> _DESCRIPTION OF THE TASK_: Give the listing again character for character, but drop the images.

- - -

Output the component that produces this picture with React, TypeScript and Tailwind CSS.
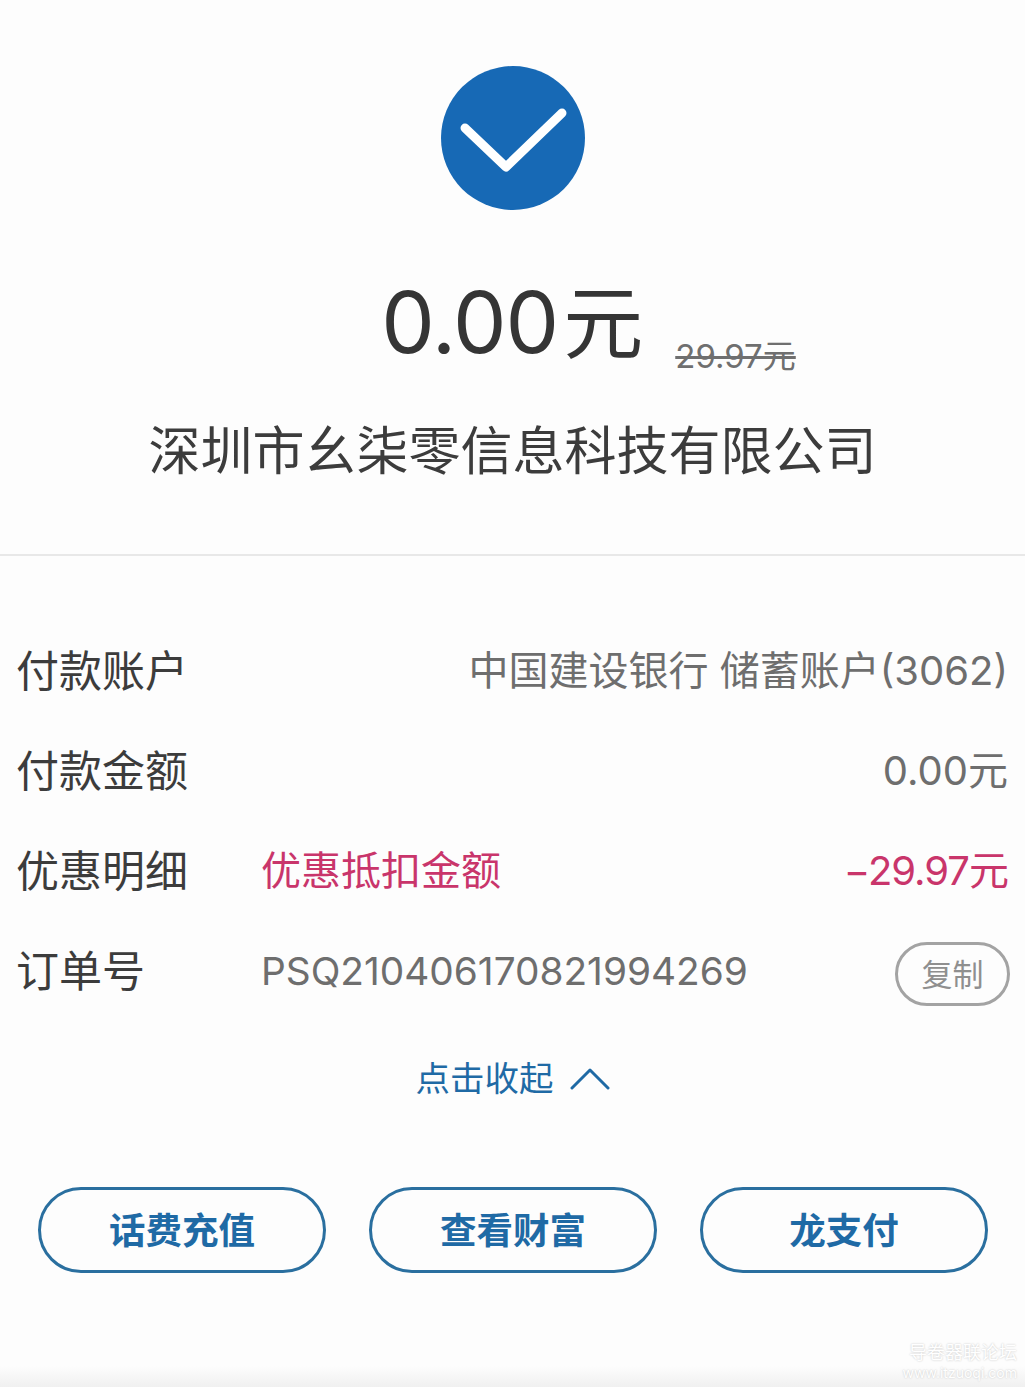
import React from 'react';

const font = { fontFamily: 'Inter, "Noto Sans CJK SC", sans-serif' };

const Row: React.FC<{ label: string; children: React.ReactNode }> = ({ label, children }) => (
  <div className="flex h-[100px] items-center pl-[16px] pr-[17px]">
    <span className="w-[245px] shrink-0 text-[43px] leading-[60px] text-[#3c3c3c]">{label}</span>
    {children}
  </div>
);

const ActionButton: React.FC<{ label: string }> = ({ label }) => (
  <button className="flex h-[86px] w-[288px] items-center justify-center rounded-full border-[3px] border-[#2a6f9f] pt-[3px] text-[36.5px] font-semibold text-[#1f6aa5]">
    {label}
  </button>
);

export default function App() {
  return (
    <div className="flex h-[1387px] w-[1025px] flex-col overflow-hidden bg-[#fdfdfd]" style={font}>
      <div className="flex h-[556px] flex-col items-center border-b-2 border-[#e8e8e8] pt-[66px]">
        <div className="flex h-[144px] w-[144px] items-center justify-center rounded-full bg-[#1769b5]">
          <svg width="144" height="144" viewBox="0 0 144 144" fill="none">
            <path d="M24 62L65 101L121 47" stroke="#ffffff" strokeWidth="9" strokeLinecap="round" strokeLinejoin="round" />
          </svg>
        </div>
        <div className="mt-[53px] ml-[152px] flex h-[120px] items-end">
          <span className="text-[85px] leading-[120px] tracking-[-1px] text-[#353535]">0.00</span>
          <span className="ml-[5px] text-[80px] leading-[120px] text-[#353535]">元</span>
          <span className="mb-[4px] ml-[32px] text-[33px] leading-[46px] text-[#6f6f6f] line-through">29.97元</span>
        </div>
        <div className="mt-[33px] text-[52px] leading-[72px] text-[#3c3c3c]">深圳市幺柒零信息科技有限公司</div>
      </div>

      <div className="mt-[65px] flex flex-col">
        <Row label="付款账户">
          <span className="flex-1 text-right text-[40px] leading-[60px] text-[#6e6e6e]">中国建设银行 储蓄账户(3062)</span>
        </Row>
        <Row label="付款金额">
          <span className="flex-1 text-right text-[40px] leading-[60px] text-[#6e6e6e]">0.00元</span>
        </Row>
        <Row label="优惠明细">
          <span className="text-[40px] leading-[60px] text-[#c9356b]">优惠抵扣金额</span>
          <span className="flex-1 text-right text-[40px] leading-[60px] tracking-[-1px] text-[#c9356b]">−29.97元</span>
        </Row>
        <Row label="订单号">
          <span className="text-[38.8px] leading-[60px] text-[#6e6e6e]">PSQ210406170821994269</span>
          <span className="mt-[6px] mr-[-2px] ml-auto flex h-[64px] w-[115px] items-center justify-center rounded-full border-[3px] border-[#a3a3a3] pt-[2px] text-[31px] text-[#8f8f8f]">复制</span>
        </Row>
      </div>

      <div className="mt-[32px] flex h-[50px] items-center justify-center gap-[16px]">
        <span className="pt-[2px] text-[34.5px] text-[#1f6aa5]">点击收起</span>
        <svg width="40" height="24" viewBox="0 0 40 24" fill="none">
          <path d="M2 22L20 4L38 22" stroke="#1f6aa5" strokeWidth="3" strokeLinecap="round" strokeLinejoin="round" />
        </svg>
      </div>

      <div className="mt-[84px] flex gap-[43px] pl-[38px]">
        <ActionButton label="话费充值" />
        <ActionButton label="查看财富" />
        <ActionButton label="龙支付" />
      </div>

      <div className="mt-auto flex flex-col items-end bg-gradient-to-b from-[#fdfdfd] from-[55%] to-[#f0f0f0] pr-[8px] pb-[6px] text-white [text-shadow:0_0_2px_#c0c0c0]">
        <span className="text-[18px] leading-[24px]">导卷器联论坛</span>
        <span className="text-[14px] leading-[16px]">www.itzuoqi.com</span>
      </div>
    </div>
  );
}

- - -

> _RESULT BELOW_:
Output the component that produces this picture with React, TypeScript and Tailwind CSS.
import React from 'react';

const font = { fontFamily: 'Inter, "Noto Sans CJK SC", sans-serif' };

const Row: React.FC<{ label: string; children: React.ReactNode }> = ({ label, children }) => (
  <div className="flex h-[100px] items-center pl-[16px] pr-[17px]">
    <span className="w-[245px] shrink-0 text-[43px] leading-[60px] text-[#3c3c3c]">{label}</span>
    {children}
  </div>
);

const ActionButton: React.FC<{ label: string }> = ({ label }) => (
  <button className="flex h-[86px] w-[288px] items-center justify-center rounded-full border-[3px] border-[#2a6f9f] pt-[3px] text-[36.5px] font-semibold text-[#1f6aa5]">
    {label}
  </button>
);

export default function App() {
  return (
    <div className="flex h-[1387px] w-[1025px] flex-col overflow-hidden bg-[#fdfdfd]" style={font}>
      <div className="flex h-[556px] flex-col items-center border-b-2 border-[#e8e8e8] pt-[66px]">
        <div className="flex h-[144px] w-[144px] items-center justify-center rounded-full bg-[#1769b5]">
          <svg width="144" height="144" viewBox="0 0 144 144" fill="none">
            <path d="M24 62L65 101L121 47" stroke="#ffffff" strokeWidth="9" strokeLinecap="round" strokeLinejoin="round" />
          </svg>
        </div>
        <div className="mt-[53px] ml-[152px] flex h-[120px] items-end">
          <span className="text-[85px] leading-[120px] tracking-[-1px] text-[#353535]">0.00</span>
          <span className="ml-[5px] text-[80px] leading-[120px] text-[#353535]">元</span>
          <span className="mb-[4px] ml-[32px] text-[33px] leading-[46px] text-[#6f6f6f] line-through">29.97元</span>
        </div>
        <div className="mt-[33px] text-[52px] leading-[72px] text-[#3c3c3c]">深圳市幺柒零信息科技有限公司</div>
      </div>

      <div className="mt-[65px] flex flex-col">
        <Row label="付款账户">
          <span className="flex-1 text-right text-[40px] leading-[60px] text-[#6e6e6e]">中国建设银行 储蓄账户(3062)</span>
        </Row>
        <Row label="付款金额">
          <span className="flex-1 text-right text-[40px] leading-[60px] text-[#6e6e6e]">0.00元</span>
        </Row>
        <Row label="优惠明细">
          <span className="text-[40px] leading-[60px] text-[#c9356b]">优惠抵扣金额</span>
          <span className="flex-1 text-right text-[40px] leading-[60px] tracking-[-1px] text-[#c9356b]">−29.97元</span>
        </Row>
        <Row label="订单号">
          <span className="text-[38.8px] leading-[60px] text-[#6e6e6e]">PSQ210406170821994269</span>
          <span className="mt-[6px] mr-[-2px] ml-auto flex h-[64px] w-[115px] items-center justify-center rounded-full border-[3px] border-[#a3a3a3] pt-[2px] text-[31px] text-[#8f8f8f]">复制</span>
        </Row>
      </div>

      <div className="mt-[32px] flex h-[50px] items-center justify-center gap-[16px]">
        <span className="pt-[2px] text-[34.5px] text-[#1f6aa5]">点击收起</span>
        <svg width="40" height="24" viewBox="0 0 40 24" fill="none">
          <path d="M2 22L20 4L38 22" stroke="#1f6aa5" strokeWidth="3" strokeLinecap="round" strokeLinejoin="round" />
        </svg>
      </div>

      <div className="mt-[84px] flex gap-[43px] pl-[38px]">
        <ActionButton label="话费充值" />
        <ActionButton label="查看财富" />
        <ActionButton label="龙支付" />
      </div>

      <div className="mt-auto flex flex-col items-end bg-gradient-to-b from-[#fdfdfd] from-[55%] to-[#f0f0f0] pr-[8px] pb-[6px] text-white [text-shadow:0_0_2px_#c0c0c0]">
        <span className="text-[18px] leading-[24px]">导卷器联论坛</span>
        <span className="text-[14px] leading-[16px]">www.itzuoqi.com</span>
      </div>
    </div>
  );
}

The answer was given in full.